0comment
More +
A Guide to Love, God, Prayer, Meditation, & Peace Within You—Right Now

Why Does My Loved One Suffer So Much?

Ava: “My niece was killed in a car accident six weeks ago. My brother (her father) also lost his wife 3 years ago to suicide, and now this. Do you have any thoughts as to why him again? He is a good man, very spiritual and did not deserve this. My niece was very close to her mother and very traumatized by her death. Could there be any connection?”

The Voice for Love: “My dearest one, thank you for bringing your heavy heart to Me. Thank you for the beautiful love you have for your brother as you seek understanding on his behalf. Do you know how dear you are to God? How beloved, how treasured? As is your brother, as is his wife who chose to leave the physical realm, as is your niece who is now with her. All are equally precious, treasured and seen with eyes of only love and compassion.

“Firstly, please be assured that your brother has not been targeted by God for suffering. My dear one, this is never the case. God does not see some as deserving of suffering and others not. God does not look at His dear children this way. God does not judge your performance in the world, nor dole out blessings or cursings based on what you do. To God, His every child is equally treasured, adored, and held in the highest regard.
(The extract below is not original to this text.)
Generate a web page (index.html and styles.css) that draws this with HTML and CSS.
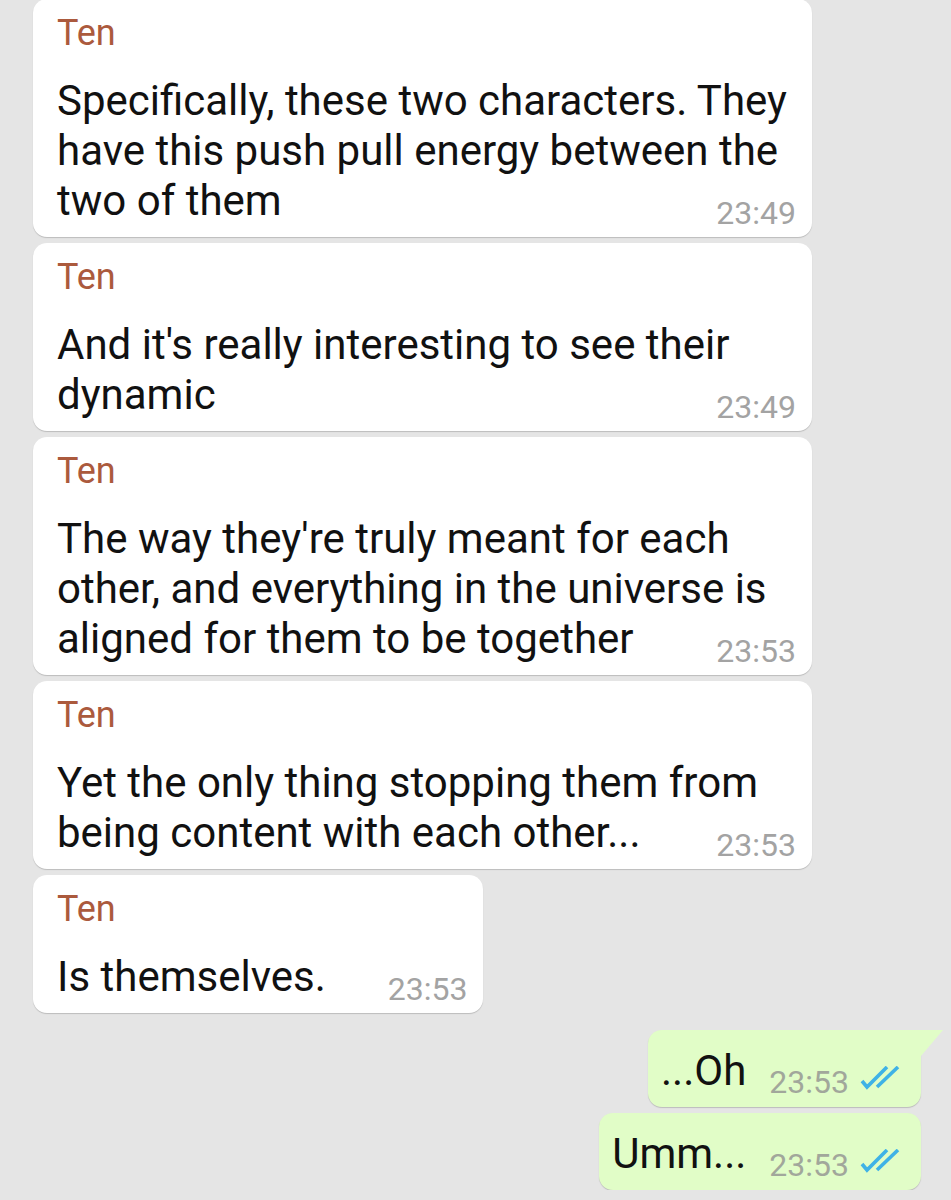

“Why then do some experience more tragedy than others? Why do some have greater losses while others’ lives seem to run smoothly and without pain? Why such differences, particularly when seeming so undeserved, just as you say? Know that there is no explanation that would take away or even lessen the pain of these losses for your brother or yourself. His pain remains. His loved ones are gone from his presence. No understanding of why can mitigate this loss.

“At the same time, know that there is indeed a great design to all things. But like a vast tapestry of which each life is a single thread, it is difficult, even impossible, for the thread to see the Wholeness of which it is a part. This is why trust is so key, so essential to peace. To be at peace, you must trust. Trust that God truly does see and know every heart intimately. Tragedy must be given to Him, simply laid at His feet. For it isn’t knowing why that brings healing, but trust that does. Trust begets peace; peace begets healing.

“As you give this burden to God, as you trust, you will be helping your dear brother at a deeper level. This will take time. He needs a wide open space in which to grieve, not pushed to go faster than he need go, nor any expectations placed upon him of how this process should unfold. Every grief is its own work, unique to the one going through it. See his process as a work in progress and grant it room and time. Pray for him, love him, and allow him to be exactly where he is in each moment. He is so blessed to have you; know that he is grateful whether he expresses it or not.

“And know, too, that nothing happens randomly or meaninglessly. Just as God is not punishing or tormenting your brother, neither is God neglecting or ignoring him. No child of God is left comfortless; none is alone. Your brother’s journey is one of great trial but also of great blessing. He is stronger than you know. His heart will arrive at a place of peace and knowingness ultimately, because God is taking him there.

“Trust God in this and all things so that you yourself may be a place of peace where you brother may rest a little while as he chooses. Be an oasis for him, knowing that God is traveling with him through this desert time.

“Bless you, beloved one, and thank you for your loving heart.”